**Exercise description:**
Write the listing out again, all of it, word for word.

**Provided data:**

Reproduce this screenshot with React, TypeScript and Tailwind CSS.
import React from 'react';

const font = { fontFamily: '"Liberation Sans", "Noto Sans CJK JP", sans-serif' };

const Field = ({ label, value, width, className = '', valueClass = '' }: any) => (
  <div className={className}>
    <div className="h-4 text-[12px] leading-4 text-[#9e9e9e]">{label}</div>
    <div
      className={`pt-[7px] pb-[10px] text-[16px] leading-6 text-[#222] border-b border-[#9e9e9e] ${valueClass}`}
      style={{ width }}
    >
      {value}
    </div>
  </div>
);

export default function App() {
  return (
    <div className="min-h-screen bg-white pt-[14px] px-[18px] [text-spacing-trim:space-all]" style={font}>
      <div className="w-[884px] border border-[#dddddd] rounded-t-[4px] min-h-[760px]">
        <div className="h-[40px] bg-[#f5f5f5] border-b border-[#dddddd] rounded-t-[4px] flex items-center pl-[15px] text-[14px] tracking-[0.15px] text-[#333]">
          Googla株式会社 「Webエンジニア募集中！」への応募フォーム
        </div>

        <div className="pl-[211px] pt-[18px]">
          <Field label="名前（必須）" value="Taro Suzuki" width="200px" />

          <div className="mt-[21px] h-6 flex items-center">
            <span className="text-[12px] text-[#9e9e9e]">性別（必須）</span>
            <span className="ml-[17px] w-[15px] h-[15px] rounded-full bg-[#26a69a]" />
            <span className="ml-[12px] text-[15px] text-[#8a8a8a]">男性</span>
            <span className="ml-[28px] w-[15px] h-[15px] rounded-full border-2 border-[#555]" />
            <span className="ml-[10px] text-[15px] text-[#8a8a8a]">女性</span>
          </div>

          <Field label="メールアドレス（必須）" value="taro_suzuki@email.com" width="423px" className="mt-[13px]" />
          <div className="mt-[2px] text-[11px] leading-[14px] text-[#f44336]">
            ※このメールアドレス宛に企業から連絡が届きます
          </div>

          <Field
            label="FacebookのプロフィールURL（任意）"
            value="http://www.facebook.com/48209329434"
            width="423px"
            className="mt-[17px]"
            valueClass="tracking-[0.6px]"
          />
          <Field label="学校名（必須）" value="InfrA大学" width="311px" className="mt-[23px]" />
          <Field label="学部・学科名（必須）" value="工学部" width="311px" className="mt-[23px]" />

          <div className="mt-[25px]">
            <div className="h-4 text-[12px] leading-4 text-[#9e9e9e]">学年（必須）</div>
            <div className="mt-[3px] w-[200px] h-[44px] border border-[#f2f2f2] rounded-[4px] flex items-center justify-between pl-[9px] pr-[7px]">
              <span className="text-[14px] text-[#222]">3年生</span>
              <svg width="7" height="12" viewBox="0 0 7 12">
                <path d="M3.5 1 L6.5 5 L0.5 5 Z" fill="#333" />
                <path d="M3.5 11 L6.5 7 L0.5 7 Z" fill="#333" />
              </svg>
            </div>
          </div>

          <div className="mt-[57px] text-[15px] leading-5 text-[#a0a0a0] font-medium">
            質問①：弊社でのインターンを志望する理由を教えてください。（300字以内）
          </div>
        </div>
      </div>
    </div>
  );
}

**Answer in full:**
Reproduce this screenshot with React, TypeScript and Tailwind CSS.
import React from 'react';

const font = { fontFamily: '"Liberation Sans", "Noto Sans CJK JP", sans-serif' };

const Field = ({ label, value, width, className = '', valueClass = '' }: any) => (
  <div className={className}>
    <div className="h-4 text-[12px] leading-4 text-[#9e9e9e]">{label}</div>
    <div
      className={`pt-[7px] pb-[10px] text-[16px] leading-6 text-[#222] border-b border-[#9e9e9e] ${valueClass}`}
      style={{ width }}
    >
      {value}
    </div>
  </div>
);

export default function App() {
  return (
    <div className="min-h-screen bg-white pt-[14px] px-[18px] [text-spacing-trim:space-all]" style={font}>
      <div className="w-[884px] border border-[#dddddd] rounded-t-[4px] min-h-[760px]">
        <div className="h-[40px] bg-[#f5f5f5] border-b border-[#dddddd] rounded-t-[4px] flex items-center pl-[15px] text-[14px] tracking-[0.15px] text-[#333]">
          Googla株式会社 「Webエンジニア募集中！」への応募フォーム
        </div>

        <div className="pl-[211px] pt-[18px]">
          <Field label="名前（必須）" value="Taro Suzuki" width="200px" />

          <div className="mt-[21px] h-6 flex items-center">
            <span className="text-[12px] text-[#9e9e9e]">性別（必須）</span>
            <span className="ml-[17px] w-[15px] h-[15px] rounded-full bg-[#26a69a]" />
            <span className="ml-[12px] text-[15px] text-[#8a8a8a]">男性</span>
            <span className="ml-[28px] w-[15px] h-[15px] rounded-full border-2 border-[#555]" />
            <span className="ml-[10px] text-[15px] text-[#8a8a8a]">女性</span>
          </div>

          <Field label="メールアドレス（必須）" value="taro_suzuki@email.com" width="423px" className="mt-[13px]" />
          <div className="mt-[2px] text-[11px] leading-[14px] text-[#f44336]">
            ※このメールアドレス宛に企業から連絡が届きます
          </div>

          <Field
            label="FacebookのプロフィールURL（任意）"
            value="http://www.facebook.com/48209329434"
            width="423px"
            className="mt-[17px]"
            valueClass="tracking-[0.6px]"
          />
          <Field label="学校名（必須）" value="InfrA大学" width="311px" className="mt-[23px]" />
          <Field label="学部・学科名（必須）" value="工学部" width="311px" className="mt-[23px]" />

          <div className="mt-[25px]">
            <div className="h-4 text-[12px] leading-4 text-[#9e9e9e]">学年（必須）</div>
            <div className="mt-[3px] w-[200px] h-[44px] border border-[#f2f2f2] rounded-[4px] flex items-center justify-between pl-[9px] pr-[7px]">
              <span className="text-[14px] text-[#222]">3年生</span>
              <svg width="7" height="12" viewBox="0 0 7 12">
                <path d="M3.5 1 L6.5 5 L0.5 5 Z" fill="#333" />
                <path d="M3.5 11 L6.5 7 L0.5 7 Z" fill="#333" />
              </svg>
            </div>
          </div>

          <div className="mt-[57px] text-[15px] leading-5 text-[#a0a0a0] font-medium">
            質問①：弊社でのインターンを志望する理由を教えてください。（300字以内）
          </div>
        </div>
      </div>
    </div>
  );
}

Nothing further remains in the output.